The fifth, sixth, and seventh courses will dive deeper into ML solutions, Feature Engineering, and modeling products.

The last three courses will cover how to deploy and create effective ML pipelines with all the best practices. In my opinion, these are the most important courses (Production Machine Learning Systems, MLOps Fundamentals, and ML Pipelines on Google Cloud).

All of these courses offer Labs to implement the solutions in a real GCP environment. They are a great way of learning how things work and how to set them up.

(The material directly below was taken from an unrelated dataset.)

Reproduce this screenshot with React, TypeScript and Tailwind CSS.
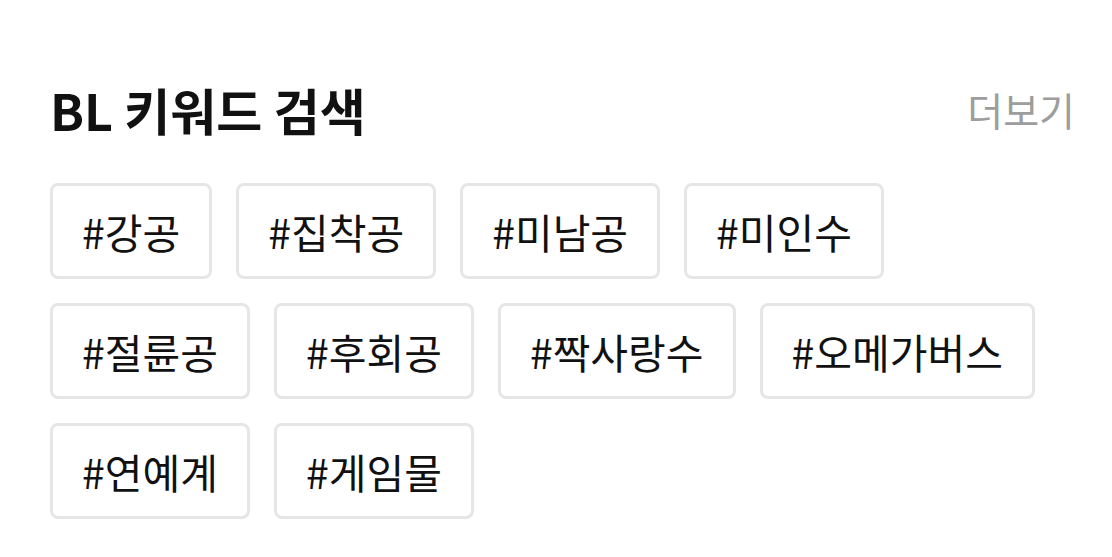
import React from "react";

const keywords = [
  "강공",
  "집착공",
  "미남공",
  "미인수",
  "절륜공",
  "후회공",
  "짝사랑수",
  "오메가버스",
  "연예계",
  "게임물",
];

const App = () => {
  return (
    <div
      className="w-[1112px] h-[557px] bg-white pl-[50px] pr-[37px] pt-[77px]"
      style={{ fontFamily: '"Noto Sans CJK KR", "Noto Sans", sans-serif' }}
    >
      <div className="flex items-center justify-between h-[64px]">
        <h2 className="text-[50px] font-bold text-[#111] leading-none">
          BL 키워드 검색
        </h2>
        <button className="text-[39px] text-[#9d9d9d] leading-none">더보기</button>
      </div>
      <div className="flex flex-wrap gap-[24px] mt-[42px] pr-[40px]">
        {keywords.map((k) => (
          <button
            key={k}
            className="h-[96px] px-[29px] border-[3px] border-[#e6e6e6] rounded-[8px] text-[41px] text-[#111] leading-none"
          >
            #{k}
          </button>
        ))}
      </div>
    </div>
  );
};

export default App;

Some Labs will have big Jupyter Notebooks with tons of code. In these situations, my tip is to focus on what is the code doing and don't worry about understanding and learning how to code it yourself. If in the future you need to implement the code yourself, just go to the open GitHub repository provided by Google and remember the syntax.

Wrapping up courses:

  • You should use Flashcards, Mindmaps, or other techniques to remember a lot of details about solutions.
  • The main focus of the test is MLOps and ML pipelines, however, do not discard data engineering knowledge and Machine Learning model-specific questions.
  • Do not focus on the code syntax, focus on what it does and its benefits.

Mock Tests

Finally, you HAVE to do mock tests. This is crucial to check your knowledge and to learn how to read the questions.

Answering questions

This last part is what defines if you'll pass or not. The test is huge, with 60 questions and 120 minutes to do them, meaning you have 2 minutes per question. You have to read the questions looking for characteristics of the problem that will help you find the right solution. I will do an example here:

You work for a public transportation company and need to build a model to estimate delay times for multiple transportation routes. Predictions are served directly to users in an app in real-time. Because different seasons and population increases impact the data relevance, you will retrain the model every month. You want to follow Google-recommended best practices. How should you configure the end-to-end architecture of the predictive model?

  • A. Configure Kubeflow Pipelines to schedule your multi-step workflow from training to deploying your model.
  • B. Use a model trained and deployed on BigQuery ML, and trigger retraining with the scheduled query feature in BigQuery.
  • C. Write a Cloud Functions script that launches a training and deploying job on AI Platform that is triggered by Cloud Scheduler.
  • D. Use Cloud Composer to programmatically schedule a Dataflow job that executes the workflow from training to deploying your model.

In bold are the most relevant parts of the question. You have to pay attention to details like batch ou real-time, retraining, deploying, and the architecture. The last one is one of the most important because often they'll ask for No-code solutions, serverless, or even complete control over the infrastructure. This will define what is the best offering to resolve that specific request.

In this case, Kubeflow is the only answer with the ability to do end-to-end with deploying and retraining capabilities. So the answer is A.

Another good tip is after finding the most relevant information in the question, eliminate answers that are clearly wrong, so you can have fewer options to compare.

Mock tests links

I did a couple of mock tests, but they are not perfect. There are a lot of wrong answers in all of them, but here is the link and comment on each one:

Exam Topics: This was the best mock test I did. It does not have the correct answers given by the website however, all questions have a discussion where people present arguments for each possibility. This was a great source of new knowledge and helped me deeply.

Google Sample questions: Now that you finished studying, you should revisit the first sample questions that you did at the beginning of your studies.

There are other paid preparation exams, but I cannot review them because I only did the free ones. These sites usually offer a couple of free sample questions, but the ones I did had weird answers which I did not agree with. So do them at your own risk.

If I had to do it again I would pay for the rest of the Exam Topics questions and focus only on the discussion when checking the correct answer.

Thanks for reading and good luck on your journey to become a GCP Certified Professional Machine Learning Engineer!